For the incorrect and slow responses, values of A_AND(t) were less than 1 for all times t, indicating that fewer incorrect and slow responses were observed than the expectation from the UCIP model.

To sum up, the results of A_AND(t) indicate that the collaborative performance was processed more efficiently than the predicted baseline model, suggesting supercapacity processing. However, similar to the results of C_AND(t), we did not find a strong relationship between A_AND(t) and the collective effect indicated by relative detection sensitivity. Thus, the current results did not provide evidence in support of the relationship between time-based measures and accuracy-based measures.

fPCA and quantitative comparison

We employed fPCA with the varimax rotation to decompose C_AND(t) and A_AND(t) into several component functions and plotted the factor score of each component against the accuracy-based collective effect to investigate the relationship between the component function and the accuracy-based collective effect. However, we failed to find a robust relationship between the component functions and the accuracy-based collective effect—that is, all the correlations did not reach the significant level (ps > .05). Due to the non-significance, we do not present the results in the main text. Please refer to the Supplementary material (S.2) for detailed descriptions of the fPCA results.

Discussion

In Experiment 1, we conducted a two-interval forced-choice oddball detection task as employed in the study by Bahrami et al. (2010, 2012a, b) but with several modifications on the test procedure. We measured both accuracy and RT, from which we estimated the accuracy-based and time-based collective effects, respectively. Our accuracy results were consistent with the Bahrami et al. (2010) findings. That is, when two individuals had similar detection sensitivity (S_min/S_max > 0.8), we observed a collective benefit with S_dyad/S_max larger than 1. Note that the sensitivity measure did not reveal a collective benefit in all dyads. In four of seven dyads, S_dyad/S_max was larger than 1, while in the other three, the effect was less than or equal to 1.
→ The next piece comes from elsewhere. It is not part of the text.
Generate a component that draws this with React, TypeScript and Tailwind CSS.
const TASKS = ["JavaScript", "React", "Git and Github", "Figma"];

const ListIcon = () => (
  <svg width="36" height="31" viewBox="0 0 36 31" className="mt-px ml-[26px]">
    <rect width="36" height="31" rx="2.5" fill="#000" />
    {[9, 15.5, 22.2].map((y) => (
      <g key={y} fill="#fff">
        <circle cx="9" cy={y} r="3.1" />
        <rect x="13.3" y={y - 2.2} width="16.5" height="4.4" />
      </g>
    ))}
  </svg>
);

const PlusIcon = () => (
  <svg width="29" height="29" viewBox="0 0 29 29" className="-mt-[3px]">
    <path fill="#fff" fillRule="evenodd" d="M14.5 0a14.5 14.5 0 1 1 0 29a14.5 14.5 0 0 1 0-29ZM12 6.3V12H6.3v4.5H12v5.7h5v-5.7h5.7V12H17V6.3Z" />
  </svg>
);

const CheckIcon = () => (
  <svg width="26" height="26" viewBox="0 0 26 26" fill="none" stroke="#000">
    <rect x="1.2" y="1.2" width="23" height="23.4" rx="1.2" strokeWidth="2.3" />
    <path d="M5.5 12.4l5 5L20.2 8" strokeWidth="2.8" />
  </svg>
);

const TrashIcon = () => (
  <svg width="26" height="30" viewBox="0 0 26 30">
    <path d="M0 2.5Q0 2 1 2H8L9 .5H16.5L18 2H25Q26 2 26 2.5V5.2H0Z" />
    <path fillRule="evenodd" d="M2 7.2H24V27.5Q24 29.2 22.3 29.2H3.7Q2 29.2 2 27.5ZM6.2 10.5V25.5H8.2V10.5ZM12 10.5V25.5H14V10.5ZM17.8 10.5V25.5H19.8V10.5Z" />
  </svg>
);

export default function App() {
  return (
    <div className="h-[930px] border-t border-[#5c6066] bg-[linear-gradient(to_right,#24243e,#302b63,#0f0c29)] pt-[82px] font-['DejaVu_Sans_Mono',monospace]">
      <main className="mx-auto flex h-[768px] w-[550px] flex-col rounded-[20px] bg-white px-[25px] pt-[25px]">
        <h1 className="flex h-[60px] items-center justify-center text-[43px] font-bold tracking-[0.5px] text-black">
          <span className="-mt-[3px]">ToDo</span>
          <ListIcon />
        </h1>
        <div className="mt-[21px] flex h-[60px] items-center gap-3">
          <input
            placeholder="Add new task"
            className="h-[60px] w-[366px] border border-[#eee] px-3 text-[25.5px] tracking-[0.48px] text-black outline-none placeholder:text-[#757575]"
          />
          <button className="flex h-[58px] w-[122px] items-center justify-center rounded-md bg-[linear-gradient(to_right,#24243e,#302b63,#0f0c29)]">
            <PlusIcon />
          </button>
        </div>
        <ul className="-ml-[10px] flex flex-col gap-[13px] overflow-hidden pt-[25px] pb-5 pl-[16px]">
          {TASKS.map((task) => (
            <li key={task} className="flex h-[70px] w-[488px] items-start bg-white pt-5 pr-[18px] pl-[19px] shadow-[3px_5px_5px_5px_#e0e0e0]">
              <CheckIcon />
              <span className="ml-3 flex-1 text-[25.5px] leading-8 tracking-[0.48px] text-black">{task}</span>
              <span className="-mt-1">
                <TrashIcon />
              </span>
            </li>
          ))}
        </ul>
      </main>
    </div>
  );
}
In addition, the collective benefit was inferred from the RT data in three ways. First, at the mean RT level, we found no significant difference between the mean RT of the collaboration condition and that of the worse or better observer, suggesting a lack of collective benefits at the mean RT level. Second, the observed C_AND(t) values which were greater than 1 for all times t, suggested supercapacity for all dyads—namely, collective benefits were consistently observed for all pairs. Third, when RT and accuracy were combined, the results of A_AND(t) again supported supercapacity processing. In particular, the results of A_AND(t) with respect to correct and fast responses showed that dyads made correct and faster responses more frequently than expected, suggesting supercapacity processing. On the other hand, the correct and slower responses were more probable than expected at the faster RTs, also implying supercapacity processing. For the two types of incorrect responses, the results of A_AND(t) suggested that dyads were more efficient since fewer incorrect responses were made.
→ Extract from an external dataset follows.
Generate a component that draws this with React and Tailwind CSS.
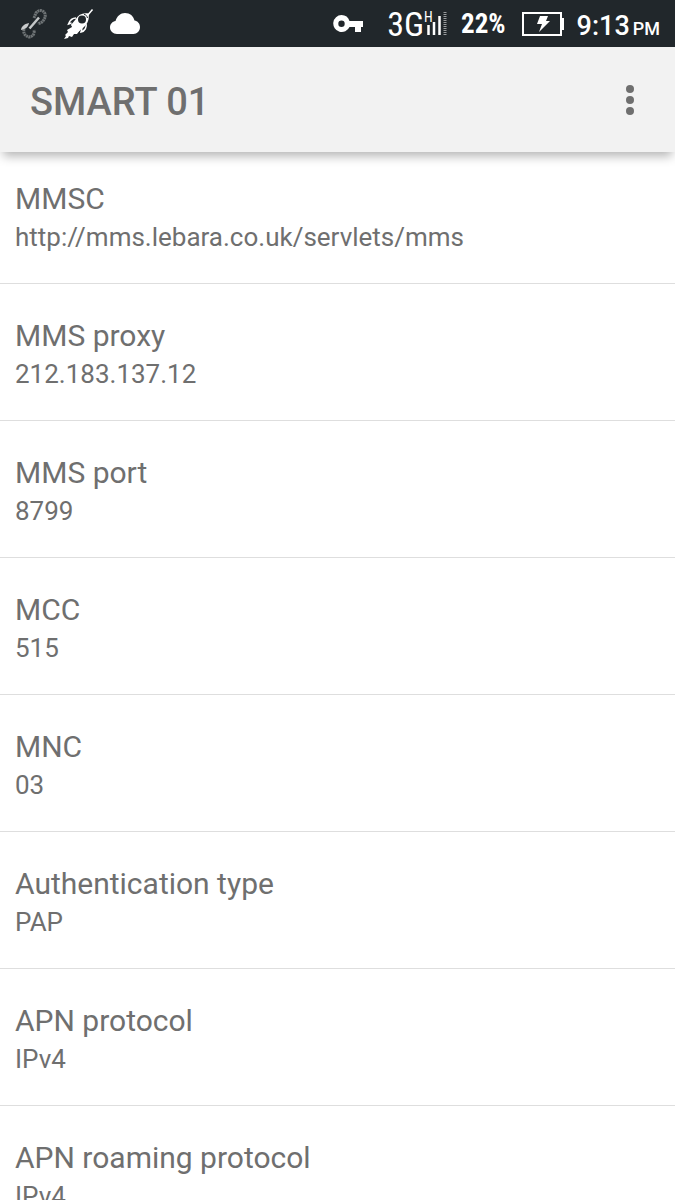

It is interesting to observe that, despite the various applied measures that demonstrated the collective effect, the time-based and accuracy-based measures did not show a robust correlation between the two. Here, we came up with two likely explanations for the non-significant correlational results. First, we consider a likely case of the range of restriction. Participants in the present study had a similar detection sensitivity that restricted the full range of possible sensitivities in the general population, which could lead to non-significant sample correlations. To ameliorate a possible restricted range issue in Experiment 2, we introduced a stimulus noise; an extra background white noise was added on top of the visual display of one of the participants, thus heightening the relative differences in detection sensitivity between the two participants. Second, we suspect that there is another reason why the procedure of Experiment 1 was not sensitive enough to measure the time-based collective benefit. In the current setting, participants’ RT was recorded from the onset of a question mark. However, the participants may have already made their decisions while the two intervals were presented; therefore, the RT may reflect only the motor execution time rather than the information accumulation and decision time. To ameliorate this issue and correctly measure the decision time in Experiment 2, we replaced the 2IFC oddball detection task with a yes/no Gabor detection task. With a better estimation of the decision time, we expect to find a robust relationship between the time-based and accuracy-based measures.

Experiment 2

In Experiment 2, a yes/no Gabor detection task was conducted to enable a better estimation of the information accumulation time and decision time. In addition, we manipulated the transparency of the noise mask that was superimposed on the target stimulus, to manipulate the detection difficulty and thereby estimate the psychometric function. The experiment could be separated into Experiments 2a and 2b depending on whether an additional background noise was introduced to one of the participant’s displays. In Experiment 2a, dyads were tested without any additional background noise such that participants might have had similar detection sensitivity. In Experiment 2b, one of the participant’s displays was covered by additional background noise such that participants might have had different detection sensitivities. This manipulation could solve the problem of the restriction of range raised by Experiment 1 and allowed us to observe the effect of the relative detection sensitivity on collaborative performance. Following the Bahrami et al. (2010) study, we expected that relative detection sensitivity would reduce the collective benefit, which could be observed by both RT- and accuracy-based measures.